===== Data =====

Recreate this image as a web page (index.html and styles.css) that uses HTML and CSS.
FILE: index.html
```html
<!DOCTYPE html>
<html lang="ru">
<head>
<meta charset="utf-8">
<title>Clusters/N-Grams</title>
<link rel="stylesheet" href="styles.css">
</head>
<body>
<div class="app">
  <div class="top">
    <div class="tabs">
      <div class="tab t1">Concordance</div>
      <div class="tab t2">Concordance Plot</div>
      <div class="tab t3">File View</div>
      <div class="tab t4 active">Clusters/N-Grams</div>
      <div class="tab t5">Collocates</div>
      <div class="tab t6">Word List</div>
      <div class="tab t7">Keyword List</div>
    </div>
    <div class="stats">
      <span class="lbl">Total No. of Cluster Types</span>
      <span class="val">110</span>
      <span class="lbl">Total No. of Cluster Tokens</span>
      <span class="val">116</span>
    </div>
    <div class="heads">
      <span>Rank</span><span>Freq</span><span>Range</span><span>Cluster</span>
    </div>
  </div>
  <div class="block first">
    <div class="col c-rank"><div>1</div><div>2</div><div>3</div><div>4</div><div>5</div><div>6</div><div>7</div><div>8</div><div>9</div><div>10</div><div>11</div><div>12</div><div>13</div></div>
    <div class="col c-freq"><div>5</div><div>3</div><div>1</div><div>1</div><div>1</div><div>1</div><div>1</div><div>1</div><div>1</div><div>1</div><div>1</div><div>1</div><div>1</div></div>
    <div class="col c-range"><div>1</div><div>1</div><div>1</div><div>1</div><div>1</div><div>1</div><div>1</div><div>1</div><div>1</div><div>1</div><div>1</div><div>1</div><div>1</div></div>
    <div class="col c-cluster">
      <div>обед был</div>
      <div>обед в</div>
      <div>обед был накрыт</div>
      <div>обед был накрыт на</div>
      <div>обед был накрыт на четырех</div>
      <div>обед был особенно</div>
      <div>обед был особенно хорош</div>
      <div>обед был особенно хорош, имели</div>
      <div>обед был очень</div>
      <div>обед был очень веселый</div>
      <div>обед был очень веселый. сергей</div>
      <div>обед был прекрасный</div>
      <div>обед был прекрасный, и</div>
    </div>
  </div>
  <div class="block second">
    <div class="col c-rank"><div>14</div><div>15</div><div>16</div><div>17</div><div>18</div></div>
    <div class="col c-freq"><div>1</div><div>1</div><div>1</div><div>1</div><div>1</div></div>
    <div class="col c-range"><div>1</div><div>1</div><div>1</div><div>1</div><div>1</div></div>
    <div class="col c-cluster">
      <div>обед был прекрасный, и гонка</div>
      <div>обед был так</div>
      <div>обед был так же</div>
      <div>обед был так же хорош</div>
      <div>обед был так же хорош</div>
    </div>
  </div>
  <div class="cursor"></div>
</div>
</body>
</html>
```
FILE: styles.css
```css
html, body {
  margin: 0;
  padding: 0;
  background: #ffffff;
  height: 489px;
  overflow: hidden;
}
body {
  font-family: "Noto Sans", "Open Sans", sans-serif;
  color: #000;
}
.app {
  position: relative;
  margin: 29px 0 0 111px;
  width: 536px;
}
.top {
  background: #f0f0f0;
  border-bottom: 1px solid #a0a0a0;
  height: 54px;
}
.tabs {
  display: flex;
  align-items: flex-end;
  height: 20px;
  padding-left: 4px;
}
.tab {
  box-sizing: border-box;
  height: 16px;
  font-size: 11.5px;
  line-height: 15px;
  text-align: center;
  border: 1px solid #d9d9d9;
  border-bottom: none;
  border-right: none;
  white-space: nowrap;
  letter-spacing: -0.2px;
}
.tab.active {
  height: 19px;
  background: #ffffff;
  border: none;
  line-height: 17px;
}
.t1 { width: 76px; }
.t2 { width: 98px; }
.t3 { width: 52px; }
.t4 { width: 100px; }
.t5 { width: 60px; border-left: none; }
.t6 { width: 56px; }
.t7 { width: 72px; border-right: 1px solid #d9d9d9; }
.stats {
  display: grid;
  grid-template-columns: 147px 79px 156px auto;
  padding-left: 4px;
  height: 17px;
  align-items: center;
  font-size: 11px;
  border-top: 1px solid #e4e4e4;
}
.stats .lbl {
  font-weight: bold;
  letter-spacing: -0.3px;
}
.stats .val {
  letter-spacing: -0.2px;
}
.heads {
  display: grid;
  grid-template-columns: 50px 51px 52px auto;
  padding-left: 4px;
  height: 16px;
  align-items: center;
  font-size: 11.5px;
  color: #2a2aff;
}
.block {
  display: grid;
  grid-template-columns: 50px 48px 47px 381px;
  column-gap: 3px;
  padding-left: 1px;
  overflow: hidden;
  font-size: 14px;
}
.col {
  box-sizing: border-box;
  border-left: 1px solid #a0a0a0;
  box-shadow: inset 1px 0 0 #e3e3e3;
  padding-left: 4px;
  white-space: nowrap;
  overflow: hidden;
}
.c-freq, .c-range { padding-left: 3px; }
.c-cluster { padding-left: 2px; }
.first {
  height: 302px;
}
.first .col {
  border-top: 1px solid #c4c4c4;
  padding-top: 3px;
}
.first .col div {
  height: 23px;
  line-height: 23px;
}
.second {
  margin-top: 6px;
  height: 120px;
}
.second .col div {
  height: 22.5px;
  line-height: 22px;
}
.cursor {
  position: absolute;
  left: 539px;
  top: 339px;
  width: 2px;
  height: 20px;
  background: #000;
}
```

=====

§ **What you should do**: All of the data must be returned exactly.

§ **Full answer**:
Recreate this image as a web page (index.html and styles.css) that uses HTML and CSS.
FILE: index.html
```html
<!DOCTYPE html>
<html lang="ru">
<head>
<meta charset="utf-8">
<title>Clusters/N-Grams</title>
<link rel="stylesheet" href="styles.css">
</head>
<body>
<div class="app">
  <div class="top">
    <div class="tabs">
      <div class="tab t1">Concordance</div>
      <div class="tab t2">Concordance Plot</div>
      <div class="tab t3">File View</div>
      <div class="tab t4 active">Clusters/N-Grams</div>
      <div class="tab t5">Collocates</div>
      <div class="tab t6">Word List</div>
      <div class="tab t7">Keyword List</div>
    </div>
    <div class="stats">
      <span class="lbl">Total No. of Cluster Types</span>
      <span class="val">110</span>
      <span class="lbl">Total No. of Cluster Tokens</span>
      <span class="val">116</span>
    </div>
    <div class="heads">
      <span>Rank</span><span>Freq</span><span>Range</span><span>Cluster</span>
    </div>
  </div>
  <div class="block first">
    <div class="col c-rank"><div>1</div><div>2</div><div>3</div><div>4</div><div>5</div><div>6</div><div>7</div><div>8</div><div>9</div><div>10</div><div>11</div><div>12</div><div>13</div></div>
    <div class="col c-freq"><div>5</div><div>3</div><div>1</div><div>1</div><div>1</div><div>1</div><div>1</div><div>1</div><div>1</div><div>1</div><div>1</div><div>1</div><div>1</div></div>
    <div class="col c-range"><div>1</div><div>1</div><div>1</div><div>1</div><div>1</div><div>1</div><div>1</div><div>1</div><div>1</div><div>1</div><div>1</div><div>1</div><div>1</div></div>
    <div class="col c-cluster">
      <div>обед был</div>
      <div>обед в</div>
      <div>обед был накрыт</div>
      <div>обед был накрыт на</div>
      <div>обед был накрыт на четырех</div>
      <div>обед был особенно</div>
      <div>обед был особенно хорош</div>
      <div>обед был особенно хорош, имели</div>
      <div>обед был очень</div>
      <div>обед был очень веселый</div>
      <div>обед был очень веселый. сергей</div>
      <div>обед был прекрасный</div>
      <div>обед был прекрасный, и</div>
    </div>
  </div>
  <div class="block second">
    <div class="col c-rank"><div>14</div><div>15</div><div>16</div><div>17</div><div>18</div></div>
    <div class="col c-freq"><div>1</div><div>1</div><div>1</div><div>1</div><div>1</div></div>
    <div class="col c-range"><div>1</div><div>1</div><div>1</div><div>1</div><div>1</div></div>
    <div class="col c-cluster">
      <div>обед был прекрасный, и гонка</div>
      <div>обед был так</div>
      <div>обед был так же</div>
      <div>обед был так же хорош</div>
      <div>обед был так же хорош</div>
    </div>
  </div>
  <div class="cursor"></div>
</div>
</body>
</html>
```
FILE: styles.css
```css
html, body {
  margin: 0;
  padding: 0;
  background: #ffffff;
  height: 489px;
  overflow: hidden;
}
body {
  font-family: "Noto Sans", "Open Sans", sans-serif;
  color: #000;
}
.app {
  position: relative;
  margin: 29px 0 0 111px;
  width: 536px;
}
.top {
  background: #f0f0f0;
  border-bottom: 1px solid #a0a0a0;
  height: 54px;
}
.tabs {
  display: flex;
  align-items: flex-end;
  height: 20px;
  padding-left: 4px;
}
.tab {
  box-sizing: border-box;
  height: 16px;
  font-size: 11.5px;
  line-height: 15px;
  text-align: center;
  border: 1px solid #d9d9d9;
  border-bottom: none;
  border-right: none;
  white-space: nowrap;
  letter-spacing: -0.2px;
}
.tab.active {
  height: 19px;
  background: #ffffff;
  border: none;
  line-height: 17px;
}
.t1 { width: 76px; }
.t2 { width: 98px; }
.t3 { width: 52px; }
.t4 { width: 100px; }
.t5 { width: 60px; border-left: none; }
.t6 { width: 56px; }
.t7 { width: 72px; border-right: 1px solid #d9d9d9; }
.stats {
  display: grid;
  grid-template-columns: 147px 79px 156px auto;
  padding-left: 4px;
  height: 17px;
  align-items: center;
  font-size: 11px;
  border-top: 1px solid #e4e4e4;
}
.stats .lbl {
  font-weight: bold;
  letter-spacing: -0.3px;
}
.stats .val {
  letter-spacing: -0.2px;
}
.heads {
  display: grid;
  grid-template-columns: 50px 51px 52px auto;
  padding-left: 4px;
  height: 16px;
  align-items: center;
  font-size: 11.5px;
  color: #2a2aff;
}
.block {
  display: grid;
  grid-template-columns: 50px 48px 47px 381px;
  column-gap: 3px;
  padding-left: 1px;
  overflow: hidden;
  font-size: 14px;
}
.col {
  box-sizing: border-box;
  border-left: 1px solid #a0a0a0;
  box-shadow: inset 1px 0 0 #e3e3e3;
  padding-left: 4px;
  white-space: nowrap;
  overflow: hidden;
}
.c-freq, .c-range { padding-left: 3px; }
.c-cluster { padding-left: 2px; }
.first {
  height: 302px;
}
.first .col {
  border-top: 1px solid #c4c4c4;
  padding-top: 3px;
}
.first .col div {
  height: 23px;
  line-height: 23px;
}
.second {
  margin-top: 6px;
  height: 120px;
}
.second .col div {
  height: 22.5px;
  line-height: 22px;
}
.cursor {
  position: absolute;
  left: 539px;
  top: 339px;
  width: 2px;
  height: 20px;
  background: #000;
}
```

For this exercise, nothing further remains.